SHINYAKOZUKA(シンヤコヅカ)変わらない大切なものを抱えて進む。美学の深化を見せた20年目への第一歩 
Rakuten Fashion Week Tokyo 2025 S/S レポート

小塚信哉によるブランド、SHINYAKOZUKA(シンヤコヅカ)は、毎回、コレクションのメッセージを数10分間のショーで雄弁に語る。いつ、どの場所で、どのようなライトや音楽で。これら全てが物語性を持って立ち上がり、ショーを見た後は、一冊の本を読み終えたような心地に満たされる。だからこそ半期ごとのコレクションは、シーズンではなく「ISSUE」と銘打たれ、今期は、ブランド設立10年を迎えた「ISSUE#6」。前々回(ISSUE#4)は「月が綺麗ですね」のタイトルで野外会場の夜空に見事な月が輝き、プールを舞台に水にまつわるコレクションを展開した前回(ISSUE#5)は、野外会場に降りしきる雨によって、観客はまるで入水したような環境でショーを見ることに。天候も演出に用いてしまうような小塚による最新コレクション ISSUE#6は、Rakuten Fashion Week Tokyo初日の蒸し暑い夜、「国立競技場」のアスリートスロープ(ランナーのスタートに向かう地下道ヘの入り口)で行われた。

シンヤコヅカのシグネチャーカラーである青色に染まったアスリートスロープの会場のランウェイには、レッドカーペットならぬブルーカーペットが敷かれていた。そして会場の入り口で渡された封筒も、イヴ・クラインのペイントのような深淵な青。筆致を感じるその封筒は、あとから聞けば、小塚が一枚一枚(計600枚も!)手塗りしたものだという。その封筒に入っていたQRコードから読むことができる絵本『いろをわすれたまち』が、今コレクションの主題だ。タイトルは「picturesque(画趣に富む、絵のように美しい) or die」。

小塚が20代前半の頃に著し、今コレクションのために描き直したという絵本『いろをわすれたまち』は、色彩も季節もない街で暮らす男の物語。色彩のない世界に生きていた男は、ある「絵」に出会い、絵から飛び出た不思議な動物に導かれて色彩豊かな世界を旅する。やがて自分自身の世界に色彩を見つけ出す——というストーリーに呼応するように、ファーストルックから続いたのはモノトーンの服。
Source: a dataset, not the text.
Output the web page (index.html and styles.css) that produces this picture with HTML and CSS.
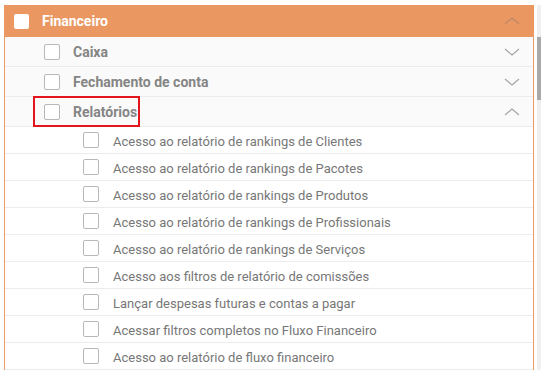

中でも目を引いたのは、建物や植物を配したオリジナル柄のレースのようなワンピースやトップ。Tシャツやジャケットとともにスタイリングされ、妖しくも美しいムードで非現実の世界へ観るものを誘う。

『いろをわすれたまち』の物語の鍵となる絵のキャンバスを手にしたモデル(写真上)が登場すると、一転、コレクションは色を帯びていく。キーカラーであるブルーのスタンドカラージャケットのセットアップや、抽象絵画のような趣の青いラメ地と白色のブルゾンとワイドパンツ、人気のバギースウェットパンツには、画家が白いキャンバスに自在にペイントしたようなプリントが施される。

さらにマルチカラーのツイードで仕立てられたジャケットやオールインワン、温かな色調で描かれたパステル画の建物柄のシャツとパンツのセットアップ、絵本の場面をプリントしたシャツやワンピース……と、色彩は青色の世界から豊かに広がっていく。家モチーフのクロシェニットや、植物に止まった鳥モチーフのビーズ刺繍カーディガンなど、手仕事を感じさせるアイテムの愛らしさも際立っていた。

ハットメイカーのKIJIMA TAKAYUKIや、Dickiesとのコラボレーションは継続し、さらに今シーズンは新たに土屋鞄とコラボレーションを行った。バッグのボディやストラップには繊細な筆致の絵が施され、金具にはインビテーションにも用いられたシーリングが。この封筒のようなデザインのバッグは、人気を博しそうな予感。

ショー後の囲み取材で、小塚は「好きな物事をもう一度精査して、20年目に向かうファーストシーズンの気持ちで作りたかった」と語っていた。その言葉どおり、建物や動植物を描く小塚の絵を用いたプリントや、バギーパンツ、箔プリントやラメのきらめき、美しい色彩や手をかけて作られた素材など、シンヤコヅカを彩るエレメントがあちこちに見られ、その美学にさらに磨きをかけた今コレクション。この詩情あふれる世界の深化と円熟をいつまでも見ていたい。